[Entries with page source code]
* Start *

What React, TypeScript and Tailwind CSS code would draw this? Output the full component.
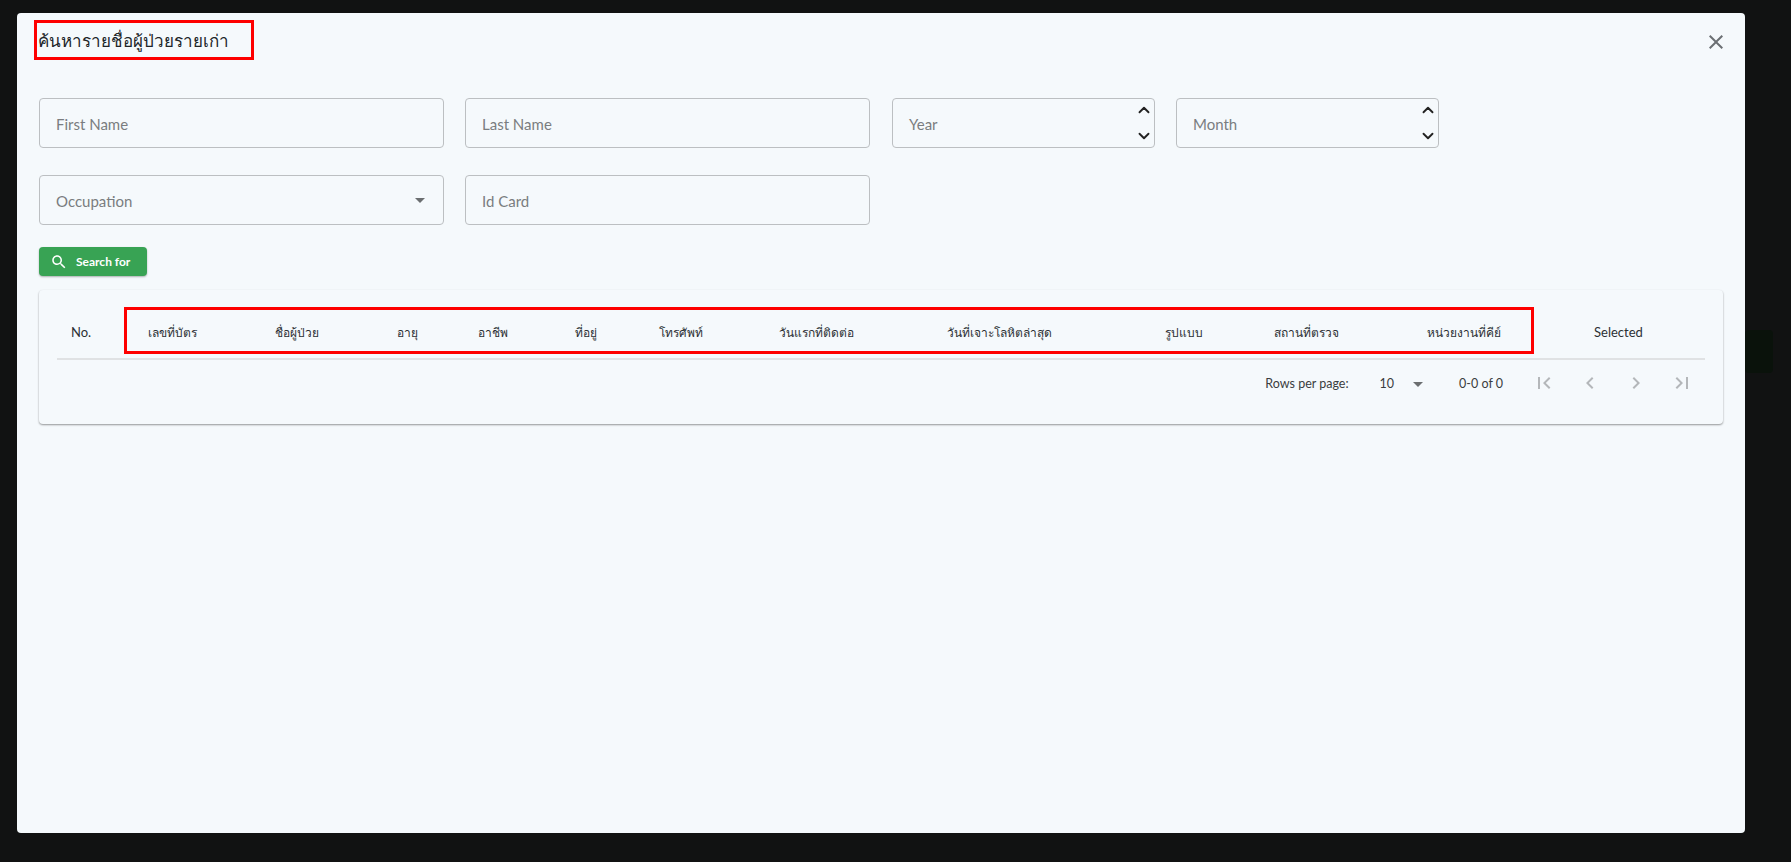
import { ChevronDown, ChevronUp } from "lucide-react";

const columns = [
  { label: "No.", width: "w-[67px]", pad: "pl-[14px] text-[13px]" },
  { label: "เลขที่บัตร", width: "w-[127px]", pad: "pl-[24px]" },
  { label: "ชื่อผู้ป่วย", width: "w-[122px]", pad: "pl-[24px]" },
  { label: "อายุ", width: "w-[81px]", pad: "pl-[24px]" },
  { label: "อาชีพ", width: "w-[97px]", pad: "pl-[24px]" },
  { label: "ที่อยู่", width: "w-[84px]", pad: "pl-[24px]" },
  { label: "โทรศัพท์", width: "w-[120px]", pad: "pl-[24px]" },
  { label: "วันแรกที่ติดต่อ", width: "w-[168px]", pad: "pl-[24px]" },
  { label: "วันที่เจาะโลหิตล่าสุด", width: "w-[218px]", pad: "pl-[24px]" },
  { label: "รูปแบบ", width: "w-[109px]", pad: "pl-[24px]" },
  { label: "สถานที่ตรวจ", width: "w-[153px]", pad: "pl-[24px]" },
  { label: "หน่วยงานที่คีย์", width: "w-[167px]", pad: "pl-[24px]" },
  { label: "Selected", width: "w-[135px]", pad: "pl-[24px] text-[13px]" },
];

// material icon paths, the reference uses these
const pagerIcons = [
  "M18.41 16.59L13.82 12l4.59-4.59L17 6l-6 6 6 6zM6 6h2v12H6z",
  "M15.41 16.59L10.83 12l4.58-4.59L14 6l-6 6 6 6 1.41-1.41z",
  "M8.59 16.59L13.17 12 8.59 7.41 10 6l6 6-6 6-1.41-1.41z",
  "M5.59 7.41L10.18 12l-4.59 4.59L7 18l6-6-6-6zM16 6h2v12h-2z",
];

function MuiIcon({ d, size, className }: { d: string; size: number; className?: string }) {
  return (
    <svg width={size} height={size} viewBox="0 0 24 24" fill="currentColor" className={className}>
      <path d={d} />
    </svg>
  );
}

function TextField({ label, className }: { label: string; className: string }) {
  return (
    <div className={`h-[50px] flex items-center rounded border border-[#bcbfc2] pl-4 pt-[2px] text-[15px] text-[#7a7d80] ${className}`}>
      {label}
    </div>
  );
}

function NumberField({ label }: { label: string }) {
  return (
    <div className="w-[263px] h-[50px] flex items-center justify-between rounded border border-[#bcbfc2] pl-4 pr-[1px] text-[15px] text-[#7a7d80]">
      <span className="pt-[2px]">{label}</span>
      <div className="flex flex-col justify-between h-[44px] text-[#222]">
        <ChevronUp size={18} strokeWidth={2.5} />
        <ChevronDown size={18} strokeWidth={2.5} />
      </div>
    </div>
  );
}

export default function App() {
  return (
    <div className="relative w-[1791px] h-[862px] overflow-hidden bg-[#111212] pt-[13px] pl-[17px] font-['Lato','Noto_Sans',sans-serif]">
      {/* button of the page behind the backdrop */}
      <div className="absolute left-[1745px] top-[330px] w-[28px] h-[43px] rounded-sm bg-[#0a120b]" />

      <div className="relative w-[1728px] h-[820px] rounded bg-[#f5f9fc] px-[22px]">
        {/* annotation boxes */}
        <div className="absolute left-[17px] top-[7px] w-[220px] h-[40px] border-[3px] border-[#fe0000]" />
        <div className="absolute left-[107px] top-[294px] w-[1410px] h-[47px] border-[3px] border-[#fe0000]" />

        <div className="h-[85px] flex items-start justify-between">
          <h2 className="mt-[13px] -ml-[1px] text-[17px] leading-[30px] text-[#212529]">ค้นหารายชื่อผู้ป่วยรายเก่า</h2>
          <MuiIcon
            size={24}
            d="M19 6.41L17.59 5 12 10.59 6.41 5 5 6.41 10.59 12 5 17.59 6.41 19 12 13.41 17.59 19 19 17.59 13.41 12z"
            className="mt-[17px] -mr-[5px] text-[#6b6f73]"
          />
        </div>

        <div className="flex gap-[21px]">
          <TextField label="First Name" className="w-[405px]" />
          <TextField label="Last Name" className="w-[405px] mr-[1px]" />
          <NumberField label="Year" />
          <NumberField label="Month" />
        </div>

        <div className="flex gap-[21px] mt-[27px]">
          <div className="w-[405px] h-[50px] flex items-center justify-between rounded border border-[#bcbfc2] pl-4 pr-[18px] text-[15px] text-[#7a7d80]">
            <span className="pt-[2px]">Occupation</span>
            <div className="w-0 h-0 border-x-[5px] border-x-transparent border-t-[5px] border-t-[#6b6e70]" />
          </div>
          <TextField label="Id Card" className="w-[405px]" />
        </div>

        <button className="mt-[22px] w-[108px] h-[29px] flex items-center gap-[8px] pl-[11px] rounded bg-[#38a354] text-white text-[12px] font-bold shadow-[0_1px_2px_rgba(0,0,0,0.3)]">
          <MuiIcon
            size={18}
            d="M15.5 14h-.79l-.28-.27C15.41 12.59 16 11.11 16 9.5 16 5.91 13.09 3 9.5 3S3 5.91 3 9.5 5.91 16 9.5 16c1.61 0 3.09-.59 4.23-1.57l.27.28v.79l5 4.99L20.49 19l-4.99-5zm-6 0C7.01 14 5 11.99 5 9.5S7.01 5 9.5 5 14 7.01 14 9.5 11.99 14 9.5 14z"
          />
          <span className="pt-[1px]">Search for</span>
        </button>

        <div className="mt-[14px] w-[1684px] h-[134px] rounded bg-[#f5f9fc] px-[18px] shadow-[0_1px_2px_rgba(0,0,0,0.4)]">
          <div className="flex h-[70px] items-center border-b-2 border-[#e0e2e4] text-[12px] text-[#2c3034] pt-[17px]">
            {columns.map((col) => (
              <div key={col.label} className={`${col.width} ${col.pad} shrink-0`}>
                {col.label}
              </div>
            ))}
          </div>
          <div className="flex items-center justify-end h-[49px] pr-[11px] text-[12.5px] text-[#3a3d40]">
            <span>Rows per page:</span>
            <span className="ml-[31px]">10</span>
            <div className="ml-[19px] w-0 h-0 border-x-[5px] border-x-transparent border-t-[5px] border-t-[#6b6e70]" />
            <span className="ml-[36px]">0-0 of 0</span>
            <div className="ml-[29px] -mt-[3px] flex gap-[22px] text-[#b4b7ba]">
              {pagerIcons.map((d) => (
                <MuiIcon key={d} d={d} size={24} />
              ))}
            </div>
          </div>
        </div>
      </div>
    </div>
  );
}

* End *
* Start *

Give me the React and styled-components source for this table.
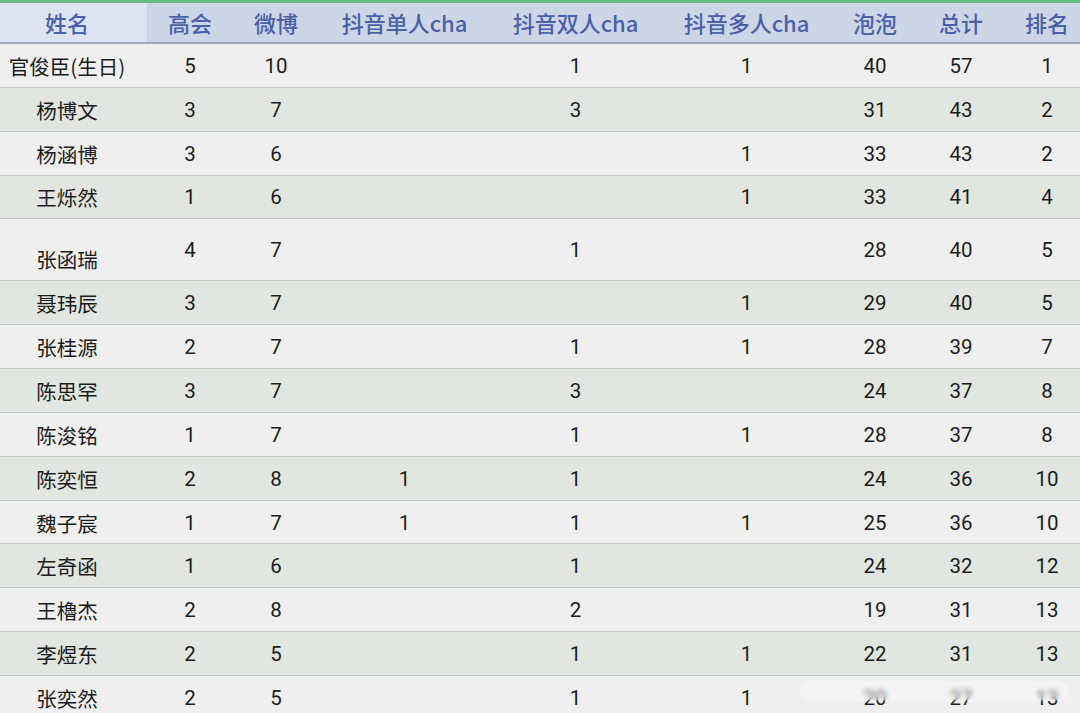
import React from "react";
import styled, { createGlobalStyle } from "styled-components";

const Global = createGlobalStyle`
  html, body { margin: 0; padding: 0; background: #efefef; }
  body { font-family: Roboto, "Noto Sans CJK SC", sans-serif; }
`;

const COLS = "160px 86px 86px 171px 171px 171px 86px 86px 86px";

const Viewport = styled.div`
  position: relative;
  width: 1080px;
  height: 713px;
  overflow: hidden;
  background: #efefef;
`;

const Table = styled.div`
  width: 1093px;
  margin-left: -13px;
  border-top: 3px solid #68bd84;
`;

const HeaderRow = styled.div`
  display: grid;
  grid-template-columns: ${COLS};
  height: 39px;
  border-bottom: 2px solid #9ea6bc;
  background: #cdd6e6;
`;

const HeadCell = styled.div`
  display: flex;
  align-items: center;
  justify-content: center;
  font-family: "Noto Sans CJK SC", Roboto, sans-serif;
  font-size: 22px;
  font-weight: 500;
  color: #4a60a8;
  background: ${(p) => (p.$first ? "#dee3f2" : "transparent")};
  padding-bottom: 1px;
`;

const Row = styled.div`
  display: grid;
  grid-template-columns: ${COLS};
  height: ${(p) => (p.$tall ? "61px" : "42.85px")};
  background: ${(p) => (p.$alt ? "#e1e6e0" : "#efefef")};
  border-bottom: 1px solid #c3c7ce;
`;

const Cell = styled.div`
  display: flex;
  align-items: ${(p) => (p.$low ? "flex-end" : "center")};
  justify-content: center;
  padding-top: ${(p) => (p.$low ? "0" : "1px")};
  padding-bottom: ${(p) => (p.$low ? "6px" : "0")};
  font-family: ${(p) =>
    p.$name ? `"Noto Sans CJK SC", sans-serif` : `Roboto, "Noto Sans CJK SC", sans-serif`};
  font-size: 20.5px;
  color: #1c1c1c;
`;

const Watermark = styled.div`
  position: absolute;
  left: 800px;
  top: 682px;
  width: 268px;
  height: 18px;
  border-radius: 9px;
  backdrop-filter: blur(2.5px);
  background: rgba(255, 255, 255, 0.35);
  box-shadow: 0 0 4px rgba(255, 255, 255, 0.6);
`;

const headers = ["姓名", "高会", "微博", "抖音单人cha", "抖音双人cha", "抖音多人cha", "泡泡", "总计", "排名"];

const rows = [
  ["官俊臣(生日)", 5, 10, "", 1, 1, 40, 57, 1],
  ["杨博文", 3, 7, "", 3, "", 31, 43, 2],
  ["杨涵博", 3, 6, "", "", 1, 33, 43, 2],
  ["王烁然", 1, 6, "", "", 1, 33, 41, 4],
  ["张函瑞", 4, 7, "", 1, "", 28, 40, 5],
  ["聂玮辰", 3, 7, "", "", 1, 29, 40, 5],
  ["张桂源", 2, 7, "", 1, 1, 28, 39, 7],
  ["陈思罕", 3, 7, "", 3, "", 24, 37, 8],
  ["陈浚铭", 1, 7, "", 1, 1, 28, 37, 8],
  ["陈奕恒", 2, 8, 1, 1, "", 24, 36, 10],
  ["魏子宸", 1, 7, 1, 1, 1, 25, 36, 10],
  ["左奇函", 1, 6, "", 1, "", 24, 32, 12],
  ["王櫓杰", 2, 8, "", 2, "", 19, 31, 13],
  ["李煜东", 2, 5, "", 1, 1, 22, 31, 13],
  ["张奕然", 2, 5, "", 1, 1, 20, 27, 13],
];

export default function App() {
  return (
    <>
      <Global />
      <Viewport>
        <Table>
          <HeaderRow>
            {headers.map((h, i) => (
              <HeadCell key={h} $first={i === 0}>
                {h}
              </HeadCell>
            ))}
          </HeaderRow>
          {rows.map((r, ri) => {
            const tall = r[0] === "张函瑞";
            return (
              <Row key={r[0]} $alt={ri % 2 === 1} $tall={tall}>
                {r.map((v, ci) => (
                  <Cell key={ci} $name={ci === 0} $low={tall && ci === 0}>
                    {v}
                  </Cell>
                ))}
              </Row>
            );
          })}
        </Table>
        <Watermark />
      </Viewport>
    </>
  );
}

* End *

#### [Short task]
Compute the number of lines above that contain the string "styled". Reply with that value only.

#### [Solution to this task]
9